Public financial managers across the world believe that Public-Private-Partnerships (PPPs) are ideal investment vehicles to remedy their domestic infrastructure challenges. But these vehicles need skilled and knowledgeable managers to succeed.
According to the Global Financial Management Leaders Survey 2015 by Grant Thornton and International Consortium on Governmental Financial Management (ICGFM), nine out of ten respondents say their countries need substantial investment in this area to support economic expansion.
Our report draws on a survey of 278 PFM leaders from related areas of government and donor organisations, as well as directors from private companies and academia. The survey was executed using in-person interview sessions, a multilingual online survey and a polling mechanism at the ICGFM annual international training conference. Participants represented over 40 countries across Europe, Africa, the Middle East, Asia Pacific and the Americas.
Infrastructure issues in emerging markets are well documented but developed countries including the United States; Germany and the United Kingdom all describe similar situations.
Although transport infrastructure gaps are everywhere, this is not the most pressing problem for our global survey respondents. The top two areas of critical infrastructure need are education (cited by 38%) and healthcare (31%), both significantly ahead of transport (21%). In Africa, respondents cited healthcare (28%) and education (23%) as the areas of infrastructure that presented the most urgent need.

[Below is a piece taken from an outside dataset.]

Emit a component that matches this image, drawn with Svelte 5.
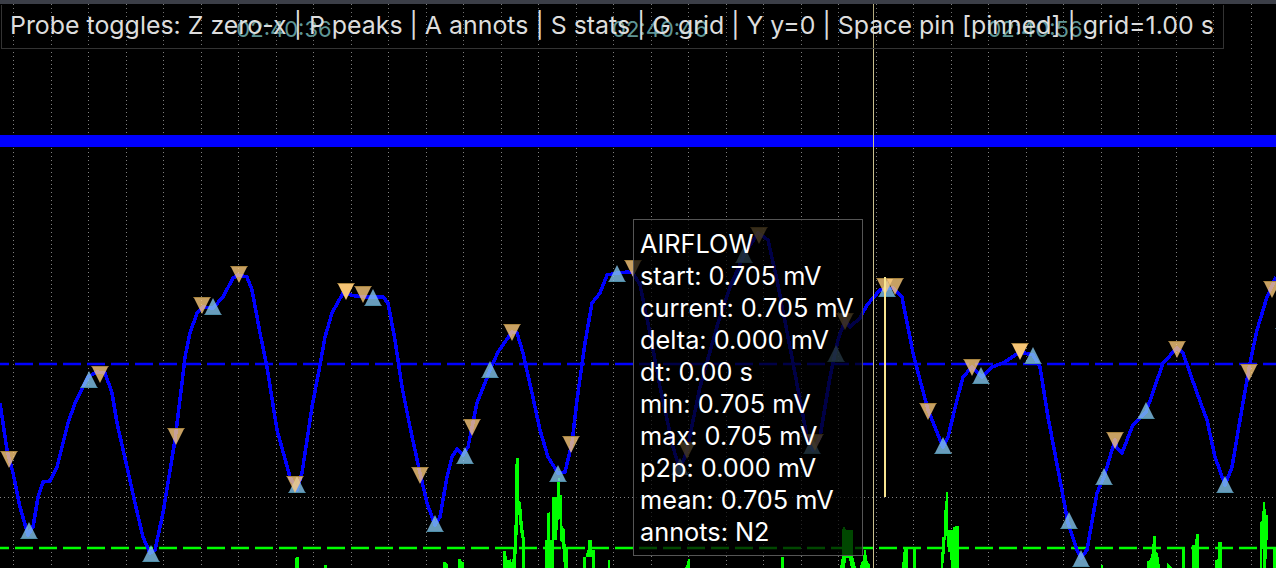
<script>
  const gridX = Array.from({ length: 34 }, (_, i) => Math.round(13 + 37.5 * i) + 0.5);

  const trace = [[0,403],[7,450],[13,473],[20,507],[28,535],[33,527],[38,497],[43,482],[50,481],[57,467],[62,447],[68,423],[75,403],[88,377],[97,372],[105,373],[112,393],[117,423],[127,467],[135,503],[143,537],[150,553],[155,550],[163,513],[175,440],[182,383],[185,357],[190,333],[197,313],[203,307],[213,308],[223,297],[233,278],[238,275],[247,277],[252,290],[260,333],[267,367],[277,430],[290,477],[297,490],[302,473],[312,407],[320,365],[325,337],[332,313],[343,293],[355,296],[367,297],[383,297],[388,303],[395,340],[402,387],[410,427],[420,473],[427,503],[435,525],[440,517],[447,477],[452,457],[457,449],[463,455],[468,447],[477,403],[490,370],[498,352],[512,332],[517,333],[523,353],[532,393],[540,430],[548,457],[558,473],[565,472],[572,443],[577,400],[585,343],[592,303],[600,293],[607,275],[617,273],[628,272],[633,273],[640,285],[650,333],[660,387],[673,447],[680,470],[687,450],[700,387],[718,323],[730,287],[745,253],[758,233],[768,240],[777,280],[793,363],[807,437],[813,450],[820,437],[830,377],[838,340],[845,320],[850,327],[860,318],[867,305],[880,290],[893,288],[902,297],[913,353],[920,380],[928,410],[943,447],[948,437],[957,400],[963,377],[972,367],[982,377],[992,367],[1003,363],[1020,352],[1033,355],[1040,367],[1048,417],[1060,480],[1068,523],[1077,550],[1081,558],[1087,550],[1097,493],[1104,477],[1115,440],[1117,448],[1122,453],[1127,440],[1133,425],[1146,412],[1153,392],[1163,363],[1177,348],[1183,353],[1197,393],[1207,420],[1215,457],[1225,485],[1232,467],[1240,420],[1250,363],[1257,330],[1267,297],[1276,277]];

  const green = [
    [[295,568],[295,560],[296,557],[299,557],[299,568]],
    [[324,568],[324,565],[327,565],[327,568]],
    [[443,568],[443,562],[445,562],[448,565],[448,568]],
    [[458,568],[458,559],[461,559],[462,562],[464,562],[464,568]],
    [[503,568],[503,551],[506,551],[507,560],[509,560],[511,559],[511,563],[513,558],[514,537],[515,513],[515,470],[516,458],[519,458],[519,500],[521,503],[523,527],[525,540],[525,568],[522,568],[522,540],[520,530],[518,510],[518,530],[517,540],[516,568]],
    [[545,568],[545,540],[547,540],[547,513],[550,512],[550,540],[552,540],[552,497],[557,497],[557,487],[558,478],[560,478],[560,495],[562,495],[562,525],[565,530],[565,543],[568,550],[568,568],[564,568],[562,543],[560,540],[560,518],[558,520],[557,540],[554,540],[554,568]],
    [[583,568],[583,557],[586,557],[587,550],[588,549],[588,540],[592,540],[592,550],[595,550],[595,568],[592,568],[592,557],[586,557],[586,568]],
    [[608,568],[608,560],[610,560],[610,568]],
    [[685,568],[687,564],[688,559],[690,559],[690,568]],
    [[781,568],[781,557],[784,557],[784,568]],
    [[840,568],[842,556],[842,530],[844,526],[846,530],[853,530],[853,556],[856,568],[851,568],[849,558],[846,558],[845,568]],
    [[860,568],[861,562],[863,560],[864,550],[866,550],[867,560],[870,565],[870,568]],
    [[902,568],[903,557],[904,547],[916,547],[916,568],[913,568],[913,549],[908,549],[908,568]],
    [[941,568],[942,537],[944,537],[944,510],[945,510],[946,492],[948,492],[948,530],[953,530],[953,527],[955,527],[955,526],[959,526],[959,568],[951,568],[950,552],[948,552],[946,530],[945,550],[943,568]],
    [[1101,568],[1101,565],[1103,565],[1103,568]],
    [[1147,568],[1147,561],[1150,560],[1152,552],[1153,536],[1156,536],[1156,552],[1158,553],[1160,568]],
    [[1167,568],[1167,563],[1170,565],[1172,568]],
    [[1182,568],[1182,547],[1185,547],[1185,568]],
    [[1192,568],[1192,545],[1195,545],[1196,534],[1199,534],[1199,568]],
    [[1215,568],[1215,560],[1218,559],[1218,542],[1222,542],[1222,568]],
    [[1260,568],[1260,522],[1262,520],[1263,502],[1265,502],[1266,515],[1268,515],[1268,530],[1267,550],[1266,568],[1263,568],[1263,530],[1262,568]],
    [[1273,568],[1273,549],[1276,549],[1276,568]]
  ];

  const ups = [[29,539],[89,388],[151,562],[213,315],[297,493],[373,306],[435,532],[465,464],[490,378],[558,482],[617,282],[744,263],[680,475],[812,454],[836,362],[887,297],[943,454],[981,384],[1033,364],[1069,529],[1081,567],[1104,485],[1146,419],[1225,493],[1284,329]];
  const downs = [[9,451,0],[100,366,0],[176,428,0],[202,297,0],[239,266,0],[295,476,0],[346,283,1],[363,286,0],[420,467,0],[472,419,0],[512,324,0],[571,436,0],[633,260,0],[759,227,0],[687,442,0],[815,434,0],[845,313,0],[885,278,0],[895,278,0],[928,403,0],[972,359,0],[1020,343,1],[1115,432,0],[1177,341,0],[1249,364,0],[1272,281,0]];

  const pts = (list) => list.map((p) => p.join(',')).join(' ');
  const upTri = ([x, y]) => `${x - 8.5},${y} ${x + 8.5},${y} ${x},${y - 17}`;
  const downTri = ([x, y]) => `${x - 8.5},${y} ${x + 8.5},${y} ${x},${y + 17}`;

  const times = [[284, '02:40:36'], [660, '02:40:46'], [1035, '02:40:56']];
  const probe = ['AIRFLOW', 'start: 0.705 mV', 'current: 0.705 mV', 'delta: 0.000 mV', 'dt: 0.00 s', 'min: 0.705 mV', 'max: 0.705 mV', 'p2p: 0.000 mV', 'mean: 0.705 mV', 'annots: N2'];
</script>

<div class="page">
  <div class="topbar"></div>
  <div class="plot">
    <svg viewBox="0 4 1276 564" width="1276" height="564">
      {#each gridX as x}
        <line class="grid" x1={x} y1="4" x2={x} y2="568" />
      {/each}
      <line class="grid" x1="0" y1="497.5" x2="1276" y2="497.5" />
      {#each times as [x, label]}
        <text class="time" x={x} y="37" text-anchor="middle">{label}</text>
      {/each}
      <rect class="band" x="0" y="135" width="1276" height="12" />
      <line class="zero blue" x1="0" y1="364" x2="1276" y2="364" />
      <line class="zero lime" x1="0" y1="548" x2="1276" y2="548" />
      {#each green as g}
        <polygon class="eeg" points={pts(g)} />
      {/each}
      <polyline class="trace" points={pts(trace)} />
      {#each ups as u}
        <polygon class="up" points={upTri(u)} />
        <line class="up-edge" x1={u[0] - 8.5} y1={u[1] - 0.5} x2={u[0] + 8.5} y2={u[1] - 0.5} />
      {/each}
      {#each downs as d}
        <polygon class="down" class:bright={d[2]} points={downTri(d)} />
        <line class="down-edge" x1={d[0] - 8.5} y1={d[1] + 0.5} x2={d[0] + 8.5} y2={d[1] + 0.5} />
      {/each}
      <line class="cursor" x1="873.5" y1="4" x2="873.5" y2="568" />
      <line class="pin" x1="885" y1="277" x2="885" y2="497" />
    </svg>
    <div class="toggles">Probe toggles: Z zero-x | P peaks | A annots | S stats | G grid | Y y=0 | Space pin [pinned] | grid=1.00 s</div>
    <div class="probe">
      {#each probe as line}
        <div>{line}</div>
      {/each}
    </div>
  </div>
</div>

<style>
  :global(body) {
    margin: 0;
    background: #000;
  }
  .page {
    width: 1276px;
    height: 568px;
    display: flex;
    flex-direction: column;
    overflow: hidden;
    background: #000;
    font-family: Inter, "Liberation Sans", sans-serif;
  }
  .topbar {
    height: 4px;
    flex: none;
    background: #3b3e47;
  }
  .plot {
    position: relative;
    flex: 1;
  }
  svg {
    display: block;
  }
  .grid {
    stroke: #808080;
    stroke-width: 1;
    stroke-dasharray: 1 3;
    shape-rendering: crispEdges;
  }
  .time {
    font-family: Inter, "Liberation Sans", sans-serif;
    font-size: 22px;
    fill: #6aa8a8;
  }
  .band {
    fill: #0000ff;
  }
  .zero {
    stroke-width: 2.4;
    stroke-dasharray: 18 6;
    stroke-dashoffset: 9;
  }
  .blue {
    stroke: #0000ff;
  }
  .lime {
    stroke: #00ff00;
  }
  .eeg {
    fill: #00ff00;
    shape-rendering: crispEdges;
  }
  .trace {
    fill: none;
    stroke: #0000ff;
    stroke-width: 3.5;
    stroke-linejoin: round;
    shape-rendering: crispEdges;
  }
  .up {
    fill: rgba(130, 195, 235, 0.8);
  }
  .up-edge {
    stroke: #4f8fa8;
    stroke-width: 1;
  }
  .down {
    fill: rgba(255, 205, 125, 0.78);
  }
  .down.bright {
    fill: #f5c475;
  }
  .down-edge {
    stroke: #a8843f;
    stroke-width: 1;
  }
  .cursor {
    stroke: #c9bf8e;
    stroke-width: 1;
  }
  .pin {
    stroke: #f7e48f;
    stroke-width: 2;
  }
  .toggles {
    position: absolute;
    left: 1px;
    top: 1px;
    width: 1223px;
    height: 44px;
    box-sizing: border-box;
    padding-left: 8px;
    border: 1px solid #333;
    border-top: 0;
    background: rgba(0, 0, 0, 0.1);
    color: #ddd;
    font-size: 24.9px;
    line-height: 40px;
    white-space: nowrap;
  }
  .probe {
    position: absolute;
    left: 633px;
    top: 215px;
    width: 230px;
    height: 337px;
    box-sizing: border-box;
    padding: 8px 6px;
    border: 1px solid #555;
    background: rgba(0, 0, 0, 0.72);
    color: #fff;
    font-size: 25.3px;
    line-height: 32px;
    white-space: nowrap;
  }
</style>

In most countries, all three are key government responsibilities. In other words, despite the ongoing need for austerity measures, governments must find money for projects central to their mission. Meanwhile, many governments are looking for ways to increase incoming international investment. Worldwide, a clear majority of survey respondents told us their governments are focused (54%) or very focused (7%) on increasing outside investment.
For cash-strapped governments, finding ways to direct this investment towards necessary infrastructure is an obvious strategy. As our report states, “some have little choice, those reliant on donor funding are often being pushed into Public Private Partnerships - they don’t have the ability to go any other way.”
Only half of PPPs are considered successful
Given this context, it is not surprising that governments look to PPPs to square the infrastructure circle: 72% of respondents report that such arrangements are being used in their countries. The results, however, are decidedly mixed: only 53% of respondents who have used PPPs report success, 41% say PPPs have not been successful and the rest are unsure.
A major barrier to success is the inherent complexity of this type of arrangement. As one Canadian respondent put it, “some PPPs work; some do not. It depends on the capacity of the company, the nature of the contract and the oversight mechanism that protects public investment.” Getting this right takes substantial experience and skill among public financial managers.
The reports finds that the situation sometimes involves “a high-powered company, that has at its disposal excellent law firms and the world’s savviest investment bankers, going up against governments that may not have the means and the skillset to really fully understand and assess the financial implications.”
The complexity of PPPs makes risk assessment difficult, and comments from our respondents suggest that a fair and effective allocation of risk is not adequately addressed. One told us that PPPs in his country are “often skewed in favour of private partners, largely due to corruption and a weak evaluation capacity on the part of government.” He added, in line with the analysis above, that “where the tilt favours government, private partners usually opt out before they are drowned.”
One of the few respondents who noted that her government had extensive experience with PPPs, also said their current level of success had been hard won through lessons from earlier failures. She reported that while risk is now generally balanced between parties, “this has come out of a number of historic projects where this was not the case and lessons have been learnt accordingly.”
PPPs appear intrinsically challenging
Experience helps make successful PPP arrangements, but that seems to be acquired only slowly. One of the most striking things about the results of this year’s questions about PPP is how little they differed from similar ones in 2011. Then, 61% reported using such arrangements to fund infrastructure, and of these, 46% said that the experience had been a success.
The modest change between 2011 and 2015 may also reflect mixed attitudes about PPPs among public officials. At the very least, there is limited consensus on how to measure their success. In the survey, we found several instances of divergent opinions on the success of the same country (these included Guyana, Nigeria, Philippines, South Africa, Uganda and the United States).
More generally, cultural resistance still exists in any number of countries. According to the report the use of PPPs seems to come “more out of necessity than acceptance of the possible benefits. It’s not the preferred path in most instances.”
Until public finance managers develop the needed skills for PPP, and embrace its possibilities rather than accept it reluctantly, little is likely to change. However, public sensitivity is of course another factor, even when finance managers are eager to champion PPPs.
“The perception can be that a private sector provider now owns a piece of public property to make money from taxpayers,” said Grant Thornton and ICGFM in the report. “It comes down to the basic fact that people are suspicious about any situation where they pay taxes for something and then appear to be paying again, such as paying a toll on a freeway for example.”